* [Data excerpt]
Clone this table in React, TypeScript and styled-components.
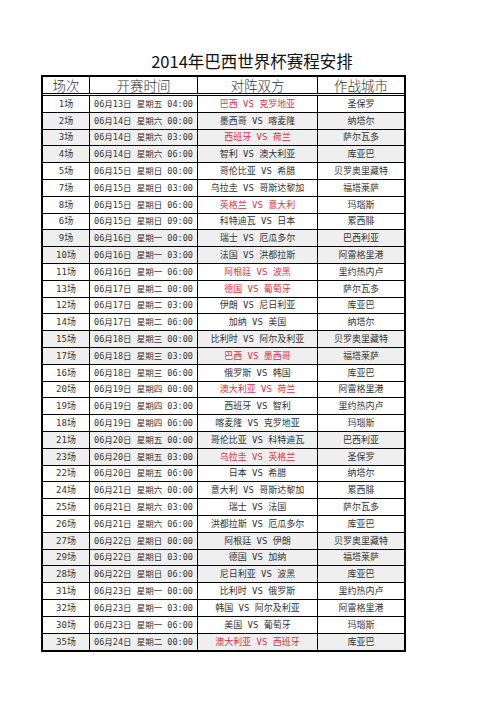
import React from "react";
import styled, { createGlobalStyle } from "styled-components";

const GlobalStyle = createGlobalStyle`
  html, body {
    margin: 0;
    padding: 0;
    background: #ffffff;
  }
  body {
    font-family: "Noto Sans CJK SC", sans-serif;
  }
`;

interface Match {
  no: string;
  date: string;
  week: string;
  time: string;
  home: string;
  away: string;
  city: string;
  hot?: boolean;
  shade?: boolean;
}

const matches: Match[] = [
  { no: "1场", date: "06月13日", week: "星期五", time: "04:00", home: "巴西", away: "克罗地亚", city: "圣保罗", hot: true },
  { no: "2场", date: "06月14日", week: "星期六", time: "00:00", home: "墨西哥", away: "喀麦隆", city: "纳塔尔", shade: true },
  { no: "3场", date: "06月14日", week: "星期六", time: "03:00", home: "西班牙", away: "荷兰", city: "萨尔瓦多", hot: true, shade: true },
  { no: "4场", date: "06月14日", week: "星期六", time: "06:00", home: "智利", away: "澳大利亚", city: "库亚巴", shade: true },
  { no: "5场", date: "06月15日", week: "星期日", time: "00:00", home: "哥伦比亚", away: "希腊", city: "贝罗奥里藏特" },
  { no: "7场", date: "06月15日", week: "星期日", time: "03:00", home: "乌拉圭", away: "哥斯达黎加", city: "福塔莱萨" },
  { no: "8场", date: "06月15日", week: "星期日", time: "06:00", home: "英格兰", away: "意大利", city: "玛瑙斯", hot: true },
  { no: "6场", date: "06月15日", week: "星期日", time: "09:00", home: "科特迪瓦", away: "日本", city: "累西腓" },
  { no: "9场", date: "06月16日", week: "星期一", time: "00:00", home: "瑞士", away: "厄瓜多尔", city: "巴西利亚", shade: true },
  { no: "10场", date: "06月16日", week: "星期一", time: "03:00", home: "法国", away: "洪都拉斯", city: "阿雷格里港", shade: true },
  { no: "11场", date: "06月16日", week: "星期一", time: "06:00", home: "阿根廷", away: "波黑", city: "里约热内卢", hot: true },
  { no: "13场", date: "06月17日", week: "星期二", time: "00:00", home: "德国", away: "葡萄牙", city: "萨尔瓦多", hot: true },
  { no: "12场", date: "06月17日", week: "星期二", time: "03:00", home: "伊朗", away: "尼日利亚", city: "库亚巴" },
  { no: "14场", date: "06月17日", week: "星期二", time: "06:00", home: "加纳", away: "美国", city: "纳塔尔" },
  { no: "15场", date: "06月18日", week: "星期三", time: "00:00", home: "比利时", away: "阿尔及利亚", city: "贝罗奥里藏特", shade: true },
  { no: "17场", date: "06月18日", week: "星期三", time: "03:00", home: "巴西", away: "墨西哥", city: "福塔莱萨", hot: true, shade: true },
  { no: "16场", date: "06月18日", week: "星期三", time: "06:00", home: "俄罗斯", away: "韩国", city: "库亚巴" },
  { no: "20场", date: "06月19日", week: "星期四", time: "00:00", home: "澳大利亚", away: "荷兰", city: "阿雷格里港", hot: true },
  { no: "19场", date: "06月19日", week: "星期四", time: "03:00", home: "西班牙", away: "智利", city: "里约热内卢" },
  { no: "18场", date: "06月19日", week: "星期四", time: "06:00", home: "喀麦隆", away: "克罗地亚", city: "玛瑙斯" },
  { no: "21场", date: "06月20日", week: "星期五", time: "00:00", home: "哥伦比亚", away: "科特迪瓦", city: "巴西利亚", shade: true },
  { no: "23场", date: "06月20日", week: "星期五", time: "03:00", home: "乌拉圭", away: "英格兰", city: "圣保罗", hot: true, shade: true },
  { no: "22场", date: "06月20日", week: "星期五", time: "06:00", home: "日本", away: "希腊", city: "纳塔尔" },
  { no: "24场", date: "06月21日", week: "星期六", time: "00:00", home: "意大利", away: "哥斯达黎加", city: "累西腓" },
  { no: "25场", date: "06月21日", week: "星期六", time: "03:00", home: "瑞士", away: "法国", city: "萨尔瓦多" },
  { no: "26场", date: "06月21日", week: "星期六", time: "06:00", home: "洪都拉斯", away: "厄瓜多尔", city: "库亚巴" },
  { no: "27场", date: "06月22日", week: "星期日", time: "00:00", home: "阿根廷", away: "伊朗", city: "贝罗奥里藏特", shade: true },
  { no: "29场", date: "06月22日", week: "星期日", time: "03:00", home: "德国", away: "加纳", city: "福塔莱萨", shade: true },
  { no: "28场", date: "06月22日", week: "星期日", time: "06:00", home: "尼日利亚", away: "波黑", city: "库亚巴", shade: true },
  { no: "31场", date: "06月23日", week: "星期一", time: "00:00", home: "比利时", away: "俄罗斯", city: "里约热内卢" },
  { no: "32场", date: "06月23日", week: "星期一", time: "03:00", home: "韩国", away: "阿尔及利亚", city: "阿雷格里港" },
  { no: "30场", date: "06月23日", week: "星期一", time: "06:00", home: "美国", away: "葡萄牙", city: "玛瑙斯" },
  { no: "35场", date: "06月24日", week: "星期二", time: "00:00", home: "澳大利亚", away: "西班牙", city: "库亚巴", hot: true, shade: true },
];

const Page = styled.div`
  padding: 51px 0 0 41px;
`;

const Title = styled.h1`
  margin: 0 0 4px;
  width: 422px;
  height: 20px;
  font-family: "Noto Sans CJK SC", sans-serif;
  font-size: 16.5px;
  line-height: 20px;
  font-weight: normal;
  color: #111;
  text-align: center;
`;

const Sheet = styled.div`
  width: 365px;
  box-sizing: border-box;
  border: 2px solid #000;
  display: flex;
  flex-direction: column;
`;

const columns = "47px 108px 120px 1fr";

const HeadRow = styled.div`
  display: grid;
  grid-template-columns: ${columns};
  height: 19px;
  box-sizing: border-box;
  border-bottom: 3px double #000;
`;

const HeadCell = styled.div`
  display: flex;
  align-items: center;
  justify-content: center;
  border-right: 1px solid #000;
  font-family: "Noto Sans CJK SC", sans-serif;
  font-size: 13.5px;
  font-weight: 300;
  line-height: 16px;
  color: #333;
  &:last-child {
    border-right: none;
  }
`;

const Row = styled.div<{ $shade?: boolean }>`
  display: grid;
  grid-template-columns: ${columns};
  height: 16.8px;
  box-sizing: border-box;
  border-bottom: 1px solid #000;
  background: ${(p) => (p.$shade ? "#efefef" : "#ffffff")};
  &:last-child {
    border-bottom: none;
  }
`;

const Cell = styled.div<{ $hot?: boolean; $small?: boolean }>`
  display: flex;
  align-items: center;
  justify-content: center;
  white-space: pre;
  border-right: 1px solid #000;
  font-family: "DejaVu Sans Mono", "Noto Sans CJK SC", monospace;
  font-size: ${(p) => (p.$small ? "8.5px" : "9px")};
  line-height: 12px;
  color: ${(p) => (p.$hot ? "#e2323e" : "#333")};
  &:last-child {
    border-right: none;
  }
`;

export default function App() {
  return (
    <>
      <GlobalStyle />
      <Page>
        <Title>2014年巴西世界杯赛程安排</Title>
        <Sheet>
          <HeadRow>
            <HeadCell>场次</HeadCell>
            <HeadCell>开赛时间</HeadCell>
            <HeadCell>对阵双方</HeadCell>
            <HeadCell>作战城市</HeadCell>
          </HeadRow>
          {matches.map((m) => (
            <Row key={m.no} $shade={m.shade}>
              <Cell>{m.no}</Cell>
              <Cell $small>{`${m.date} ${m.week} ${m.time}`}</Cell>
              <Cell $hot={m.hot}>{`${m.home} VS ${m.away}`}</Cell>
              <Cell>{m.city}</Cell>
            </Row>
          ))}
        </Sheet>
      </Page>
    </>
  );
}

* [Written exercise] Please transcribe the material above exactly as written. Leave the pictures out.

* [Worked solution]
Clone this table in React, TypeScript and styled-components.
import React from "react";
import styled, { createGlobalStyle } from "styled-components";

const GlobalStyle = createGlobalStyle`
  html, body {
    margin: 0;
    padding: 0;
    background: #ffffff;
  }
  body {
    font-family: "Noto Sans CJK SC", sans-serif;
  }
`;

interface Match {
  no: string;
  date: string;
  week: string;
  time: string;
  home: string;
  away: string;
  city: string;
  hot?: boolean;
  shade?: boolean;
}

const matches: Match[] = [
  { no: "1场", date: "06月13日", week: "星期五", time: "04:00", home: "巴西", away: "克罗地亚", city: "圣保罗", hot: true },
  { no: "2场", date: "06月14日", week: "星期六", time: "00:00", home: "墨西哥", away: "喀麦隆", city: "纳塔尔", shade: true },
  { no: "3场", date: "06月14日", week: "星期六", time: "03:00", home: "西班牙", away: "荷兰", city: "萨尔瓦多", hot: true, shade: true },
  { no: "4场", date: "06月14日", week: "星期六", time: "06:00", home: "智利", away: "澳大利亚", city: "库亚巴", shade: true },
  { no: "5场", date: "06月15日", week: "星期日", time: "00:00", home: "哥伦比亚", away: "希腊", city: "贝罗奥里藏特" },
  { no: "7场", date: "06月15日", week: "星期日", time: "03:00", home: "乌拉圭", away: "哥斯达黎加", city: "福塔莱萨" },
  { no: "8场", date: "06月15日", week: "星期日", time: "06:00", home: "英格兰", away: "意大利", city: "玛瑙斯", hot: true },
  { no: "6场", date: "06月15日", week: "星期日", time: "09:00", home: "科特迪瓦", away: "日本", city: "累西腓" },
  { no: "9场", date: "06月16日", week: "星期一", time: "00:00", home: "瑞士", away: "厄瓜多尔", city: "巴西利亚", shade: true },
  { no: "10场", date: "06月16日", week: "星期一", time: "03:00", home: "法国", away: "洪都拉斯", city: "阿雷格里港", shade: true },
  { no: "11场", date: "06月16日", week: "星期一", time: "06:00", home: "阿根廷", away: "波黑", city: "里约热内卢", hot: true },
  { no: "13场", date: "06月17日", week: "星期二", time: "00:00", home: "德国", away: "葡萄牙", city: "萨尔瓦多", hot: true },
  { no: "12场", date: "06月17日", week: "星期二", time: "03:00", home: "伊朗", away: "尼日利亚", city: "库亚巴" },
  { no: "14场", date: "06月17日", week: "星期二", time: "06:00", home: "加纳", away: "美国", city: "纳塔尔" },
  { no: "15场", date: "06月18日", week: "星期三", time: "00:00", home: "比利时", away: "阿尔及利亚", city: "贝罗奥里藏特", shade: true },
  { no: "17场", date: "06月18日", week: "星期三", time: "03:00", home: "巴西", away: "墨西哥", city: "福塔莱萨", hot: true, shade: true },
  { no: "16场", date: "06月18日", week: "星期三", time: "06:00", home: "俄罗斯", away: "韩国", city: "库亚巴" },
  { no: "20场", date: "06月19日", week: "星期四", time: "00:00", home: "澳大利亚", away: "荷兰", city: "阿雷格里港", hot: true },
  { no: "19场", date: "06月19日", week: "星期四", time: "03:00", home: "西班牙", away: "智利", city: "里约热内卢" },
  { no: "18场", date: "06月19日", week: "星期四", time: "06:00", home: "喀麦隆", away: "克罗地亚", city: "玛瑙斯" },
  { no: "21场", date: "06月20日", week: "星期五", time: "00:00", home: "哥伦比亚", away: "科特迪瓦", city: "巴西利亚", shade: true },
  { no: "23场", date: "06月20日", week: "星期五", time: "03:00", home: "乌拉圭", away: "英格兰", city: "圣保罗", hot: true, shade: true },
  { no: "22场", date: "06月20日", week: "星期五", time: "06:00", home: "日本", away: "希腊", city: "纳塔尔" },
  { no: "24场", date: "06月21日", week: "星期六", time: "00:00", home: "意大利", away: "哥斯达黎加", city: "累西腓" },
  { no: "25场", date: "06月21日", week: "星期六", time: "03:00", home: "瑞士", away: "法国", city: "萨尔瓦多" },
  { no: "26场", date: "06月21日", week: "星期六", time: "06:00", home: "洪都拉斯", away: "厄瓜多尔", city: "库亚巴" },
  { no: "27场", date: "06月22日", week: "星期日", time: "00:00", home: "阿根廷", away: "伊朗", city: "贝罗奥里藏特", shade: true },
  { no: "29场", date: "06月22日", week: "星期日", time: "03:00", home: "德国", away: "加纳", city: "福塔莱萨", shade: true },
  { no: "28场", date: "06月22日", week: "星期日", time: "06:00", home: "尼日利亚", away: "波黑", city: "库亚巴", shade: true },
  { no: "31场", date: "06月23日", week: "星期一", time: "00:00", home: "比利时", away: "俄罗斯", city: "里约热内卢" },
  { no: "32场", date: "06月23日", week: "星期一", time: "03:00", home: "韩国", away: "阿尔及利亚", city: "阿雷格里港" },
  { no: "30场", date: "06月23日", week: "星期一", time: "06:00", home: "美国", away: "葡萄牙", city: "玛瑙斯" },
  { no: "35场", date: "06月24日", week: "星期二", time: "00:00", home: "澳大利亚", away: "西班牙", city: "库亚巴", hot: true, shade: true },
];

const Page = styled.div`
  padding: 51px 0 0 41px;
`;

const Title = styled.h1`
  margin: 0 0 4px;
  width: 422px;
  height: 20px;
  font-family: "Noto Sans CJK SC", sans-serif;
  font-size: 16.5px;
  line-height: 20px;
  font-weight: normal;
  color: #111;
  text-align: center;
`;

const Sheet = styled.div`
  width: 365px;
  box-sizing: border-box;
  border: 2px solid #000;
  display: flex;
  flex-direction: column;
`;

const columns = "47px 108px 120px 1fr";

const HeadRow = styled.div`
  display: grid;
  grid-template-columns: ${columns};
  height: 19px;
  box-sizing: border-box;
  border-bottom: 3px double #000;
`;

const HeadCell = styled.div`
  display: flex;
  align-items: center;
  justify-content: center;
  border-right: 1px solid #000;
  font-family: "Noto Sans CJK SC", sans-serif;
  font-size: 13.5px;
  font-weight: 300;
  line-height: 16px;
  color: #333;
  &:last-child {
    border-right: none;
  }
`;

const Row = styled.div<{ $shade?: boolean }>`
  display: grid;
  grid-template-columns: ${columns};
  height: 16.8px;
  box-sizing: border-box;
  border-bottom: 1px solid #000;
  background: ${(p) => (p.$shade ? "#efefef" : "#ffffff")};
  &:last-child {
    border-bottom: none;
  }
`;

const Cell = styled.div<{ $hot?: boolean; $small?: boolean }>`
  display: flex;
  align-items: center;
  justify-content: center;
  white-space: pre;
  border-right: 1px solid #000;
  font-family: "DejaVu Sans Mono", "Noto Sans CJK SC", monospace;
  font-size: ${(p) => (p.$small ? "8.5px" : "9px")};
  line-height: 12px;
  color: ${(p) => (p.$hot ? "#e2323e" : "#333")};
  &:last-child {
    border-right: none;
  }
`;

export default function App() {
  return (
    <>
      <GlobalStyle />
      <Page>
        <Title>2014年巴西世界杯赛程安排</Title>
        <Sheet>
          <HeadRow>
            <HeadCell>场次</HeadCell>
            <HeadCell>开赛时间</HeadCell>
            <HeadCell>对阵双方</HeadCell>
            <HeadCell>作战城市</HeadCell>
          </HeadRow>
          {matches.map((m) => (
            <Row key={m.no} $shade={m.shade}>
              <Cell>{m.no}</Cell>
              <Cell $small>{`${m.date} ${m.week} ${m.time}`}</Cell>
              <Cell $hot={m.hot}>{`${m.home} VS ${m.away}`}</Cell>
              <Cell>{m.city}</Cell>
            </Row>
          ))}
        </Sheet>
      </Page>
    </>
  );
}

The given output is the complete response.